Однако, по утверждению Саппака, достижения телевидения на Молодежном фестивале даже превзошли возможности документального кино. Будь фильмы о фестивале сняты и просмотрены позже, заявлял Саппак, впечатления были бы уже не те. «Пусть прошло время и о московском фестивале были сняты кинофильмы, где есть и цвет, и напряженный монтаж, и поэтический дикторский текст, – писал он. – Они тоже по-своему взволновали нас. Но это не было уже волнение непосредственное, живое и неповторимое…»83 Поскольку телевизионная трансляция велась в режиме реального времени, участие аудитории было гораздо более непосредственным, почти физическим. Зрители
живут той же минутой и так же, как те, кто идет или едет по улицам, ощущают значительность этой минуты, живое дыхание ее. Это так – одни на улицах, другие у своих окон, третьи у телевизоров, и у всех общее волнение, общая ответственность. Все мы участники московского фестиваля!84
Лишь прямой эфир делал возможным подобное чувство участия, включение зрителей в то, что Саппак назвал «вдохновенной – в масштабах целого города – импровизацией».
Саппаковское изображение Молодежного фестиваля как живой, рассредоточенной в пространстве «импровизации», участвовать в которой можно было не выходя из дома, показывает, насколько тесно были связаны его представления о природе и эстетических качествах телевидения, с одной стороны, с массовыми празднествами послереволюционного авангарда, а с другой – с особым, оптимистическим, даже эйфорическим взглядом на природу повседневной советской жизни в период хрущевской оттепели.
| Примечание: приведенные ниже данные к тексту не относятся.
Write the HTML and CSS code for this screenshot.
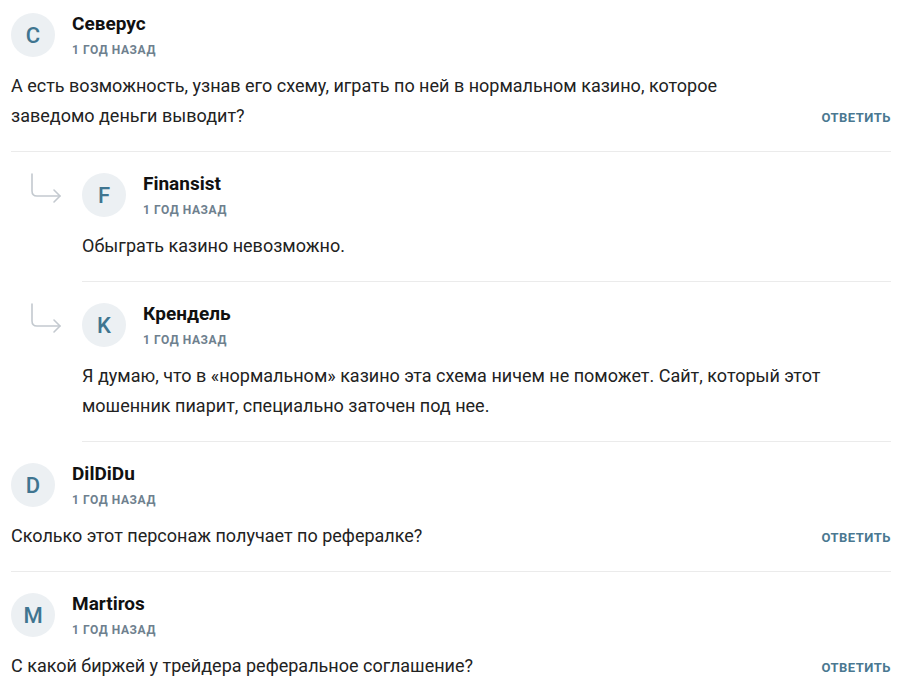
FILE: index.html
```html
<!DOCTYPE html>
<html lang="ru">
<head>
<meta charset="utf-8">
<title>Комментарии</title>
<link rel="stylesheet" href="styles.css">
</head>
<body>
<div class="comments">
  <div class="comment first">
    <div class="head">
      <div class="avatar">C</div>
      <div class="meta">
        <div class="name">Северус</div>
        <div class="date">1 год назад</div>
      </div>
    </div>
    <div class="body">
      <p class="text">А есть возможность, узнав его схему, играть по ней в нормальном казино, которое заведомо деньги выводит?</p>
      <a class="reply">Ответить</a>
    </div>
  </div>

  <div class="child">
    <svg class="arrow" width="32" height="32" viewBox="0 0 32 32" fill="none" stroke="#c3c9cf" stroke-width="1.6" stroke-linecap="round" stroke-linejoin="round">
      <path d="M1 1 V18 Q1 23 6 23 H29"/>
      <path d="M23 17 L29 23 L23 29"/>
    </svg>
    <div class="comment">
      <div class="head">
        <div class="avatar">F</div>
        <div class="meta">
          <div class="name">Finansist</div>
          <div class="date">1 год назад</div>
        </div>
      </div>
      <div class="body">
        <p class="text">Обыграть казино невозможно.</p>
      </div>
    </div>
  </div>

  <div class="child">
    <svg class="arrow" width="32" height="32" viewBox="0 0 32 32" fill="none" stroke="#c3c9cf" stroke-width="1.6" stroke-linecap="round" stroke-linejoin="round">
      <path d="M1 1 V18 Q1 23 6 23 H29"/>
      <path d="M23 17 L29 23 L23 29"/>
    </svg>
    <div class="comment">
      <div class="head">
        <div class="avatar">K</div>
        <div class="meta">
          <div class="name">Крендель</div>
          <div class="date">1 год назад</div>
        </div>
      </div>
      <div class="body">
        <p class="text">Я думаю, что в «нормальном» казино эта схема ничем не поможет. Сайт, который этот мошенник пиарит, специально заточен под нее.</p>
      </div>
    </div>
  </div>

  <div class="comment">
    <div class="head">
      <div class="avatar">D</div>
      <div class="meta">
        <div class="name">DilDiDu</div>
        <div class="date">1 год назад</div>
      </div>
    </div>
    <div class="body">
      <p class="text">Сколько этот персонаж получает по рефералке?</p>
      <a class="reply">Ответить</a>
    </div>
  </div>

  <div class="comment">
    <div class="head">
      <div class="avatar">M</div>
      <div class="meta">
        <div class="name">Martiros</div>
        <div class="date">1 год назад</div>
      </div>
    </div>
    <div class="body">
      <p class="text">С какой биржей у трейдера реферальное соглашение?</p>
      <a class="reply">Ответить</a>
    </div>
  </div>
</div>
</body>
</html>
```

FILE: styles.css
```css
html, body {
  margin: 0;
  padding: 0;
  background: #ffffff;
}

body {
  font-family: Roboto, "Liberation Sans", sans-serif;
  color: #222222;
}

.comments {
  padding: 0 11px;
}

.comment {
  padding: 21px 0 20px;
  border-bottom: 1px solid #ebebeb;
}

.comment.first {
  padding-top: 13px;
}

.child {
  display: flex;
  align-items: flex-start;
}

.child .arrow {
  flex: none;
  width: 32px;
  height: 32px;
  margin: 21px 19px 0 20px;
}

.child .comment {
  flex: 1;
}

.head {
  display: flex;
  align-items: flex-start;
  gap: 17px;
  height: 44px;
}

.avatar {
  width: 44px;
  height: 44px;
  border-radius: 50%;
  background: #ecf0f3;
  color: #3f7590;
  font-size: 22px;
  font-weight: 500;
  display: flex;
  align-items: center;
  justify-content: center;
  flex: none;
}

.meta {
  display: flex;
  flex-direction: column;
}

.name {
  font-size: 19px;
  line-height: 22px;
  font-weight: 700;
  color: #111111;
}

.date {
  margin-top: 7px;
  font-size: 12px;
  line-height: 16px;
  font-weight: 700;
  text-transform: uppercase;
  letter-spacing: 0.6px;
  color: #6e808e;
}

.body {
  display: flex;
  align-items: last baseline;
  gap: 24px;
  margin-top: 14px;
}

.text {
  flex: 1;
  margin: 0;
  font-size: 18px;
  line-height: 30px;
  color: #222222;
}

.reply {
  flex: none;
  font-size: 13px;
  line-height: 16px;
  font-weight: 700;
  text-transform: uppercase;
  letter-spacing: 0.5px;
  color: #4a7891;
  cursor: pointer;
}
```
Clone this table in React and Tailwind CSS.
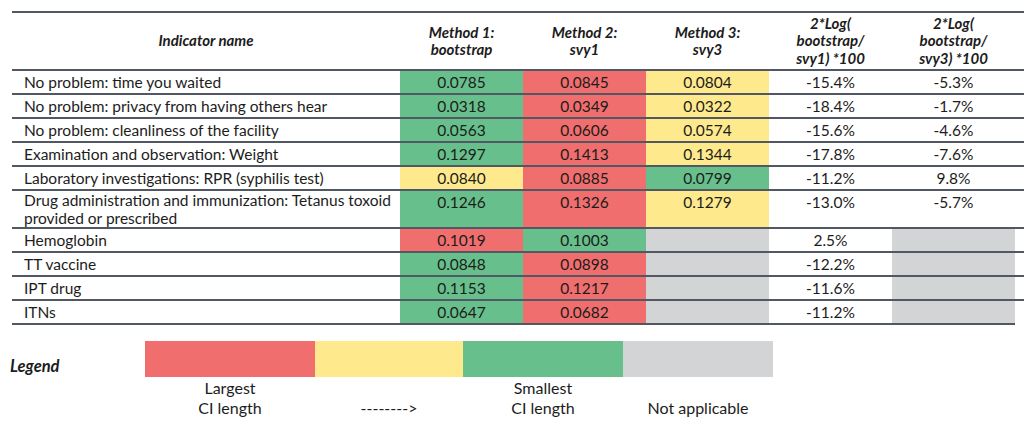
import React from 'react';

const GREEN = 'bg-[#67c08b]';
const RED = 'bg-[#f06e6e]';
const YELLOW = 'bg-[#fee98c]';
const GREY = 'bg-[#d3d4d6]';

const rows = [
    { name: 'No problem: time you waited', vals: [['0.0785', GREEN], ['0.0845', RED], ['0.0804', YELLOW]], l1: '-15.4%', l3: '-5.3%' },
    { name: 'No problem: privacy from having others hear', vals: [['0.0318', GREEN], ['0.0349', RED], ['0.0322', YELLOW]], l1: '-18.4%', l3: '-1.7%' },
    { name: 'No problem: cleanliness of the facility', vals: [['0.0563', GREEN], ['0.0606', RED], ['0.0574', YELLOW]], l1: '-15.6%', l3: '-4.6%' },
    { name: 'Examination and observation: Weight', vals: [['0.1297', GREEN], ['0.1413', RED], ['0.1344', YELLOW]], l1: '-17.8%', l3: '-7.6%' },
    { name: 'Laboratory investigations: RPR (syphilis test)', vals: [['0.0840', YELLOW], ['0.0885', RED], ['0.0799', GREEN]], l1: '-11.2%', l3: '9.8%' },
    { name: 'Drug administration and immunization: Tetanus toxoid provided or prescribed', tall: true, vals: [['0.1246', GREEN], ['0.1326', RED], ['0.1279', YELLOW]], l1: '-13.0%', l3: '-5.7%' },
    { name: 'Hemoglobin', vals: [['0.1019', RED], ['0.1003', GREEN], ['', GREY]], l1: '2.5%', l3: null },
    { name: 'TT vaccine', vals: [['0.0848', GREEN], ['0.0898', RED], ['', GREY]], l1: '-12.2%', l3: null },
    { name: 'IPT drug', vals: [['0.1153', GREEN], ['0.1217', RED], ['', GREY]], l1: '-11.6%', l3: null },
    { name: 'ITNs', vals: [['0.0647', GREEN], ['0.0682', RED], ['', GREY]], l1: '-11.2%', l3: null },
];

const headers = [
    ['Method 1:', 'bootstrap'],
    ['Method 2:', 'svy1'],
    ['Method 3:', 'svy3'],
    ['2*Log(', 'bootstrap/', 'svy1) *100'],
    ['2*Log(', 'bootstrap/', 'svy3) *100'],
];

const gridCols = 'grid grid-cols-[388px_123px_123px_123px_123px_123px]';

const App = () => {
    return (
        <div className="w-[1024px] h-[424px] bg-white text-[#1c1c1c] overflow-hidden" style={{ fontFamily: 'Lato, "DejaVu Sans", sans-serif' }}>
            {/* Table */}
            <div className="pl-[12px] pt-[11px]">
                <div className={`${gridCols} border-t-2 border-[#525764] h-[58px] font-bold italic text-[15px] leading-[17.5px]`}>
                    <div className="flex items-center justify-center">Indicator name</div>
                    {headers.map((lines, i) => (
                        <div key={i} className="flex flex-col items-center justify-center">
                            {lines.map((l) => <span key={l}>{l}</span>)}
                        </div>
                    ))}
                </div>
                {rows.map((r) => (
                    <div key={r.name} className={`${gridCols} border-t-2 border-[#525764] text-[15.5px] ${r.tall ? 'h-[38px]' : 'h-[24px]'}`}>
                        <div className={`pl-[12px] whitespace-nowrap ${r.tall ? 'leading-[18px]' : 'leading-[22px]'}`}>
                            {r.tall ? <>Drug administration and immunization: Tetanus toxoid<br />provided or prescribed</> : r.name}
                        </div>
                        {r.vals.map(([v, c], i) => (
                            <div key={i} className={`${c} text-center leading-[22px]`}>{v}</div>
                        ))}
                        <div className="text-center leading-[22px]">{r.l1}</div>
                        {r.l3 === null
                            ? <div className={GREY}></div>
                            : <div className="text-center leading-[22px]">{r.l3}</div>}
                    </div>
                ))}
                <div className="w-[1003px] border-t-2 border-[#525764]"></div>
            </div>

            {/* Legend */}
            <div className="flex mt-[16px]">
                <div className="w-[145px] pl-[10px] pt-[15px] font-bold italic text-[16.5px] leading-[20px]">Legend</div>
                <div className="grid grid-cols-[170px_148px_160px_150px] text-[16px] leading-[20px] text-center">
                    <div className={`${RED} h-[36px]`}></div>
                    <div className={`${YELLOW} h-[36px]`}></div>
                    <div className={`${GREEN} h-[36px]`}></div>
                    <div className={`${GREY} h-[36px]`}></div>
                    <div className="pt-[1px]">Largest<br />CI length</div>
                    <div className="pt-[1px]"><br />--------&gt;</div>
                    <div className="pt-[1px]">Smallest<br />CI length</div>
                    <div className="pt-[1px]"><br />Not applicable</div>
                </div>
            </div>
        </div>
    );
};

export default App;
Описывая способность телевидения создавать эстетический опыт, выходящий за рамки простого наблюдения за событиями, Саппак явно упускает из виду многие приемы, использовавшиеся советскими документалистами. В первом из приведенных выше отрывков остается неясным: возникает ли «композиция кадра» «стихийно» или «по воле оператора-режиссера»? Такое почти пассивное посредничество мало напоминает, скажем, монтаж Сергея Эйзенштейна, который выбивал зрителей из визуальной рутины, сталкивая непохожие образы и разрывая кадр85. В отличие от советских 1920‐х, когда искусство должно было совершить работу эстетической революции, конец 1950‐х годов был пиком оттепельного оптимизма, отчего Саппак и мог утверждать, что революционная трансформация повседневной жизни становится очевидной повсюду. Для него одной из причин, почему телевидение было особенно перспективным кандидатом на роль искусства, несмотря на кажущуюся ограниченность художественных ресурсов прямого эфира, было то, что сама жизнь становилась все более похожей на искусство.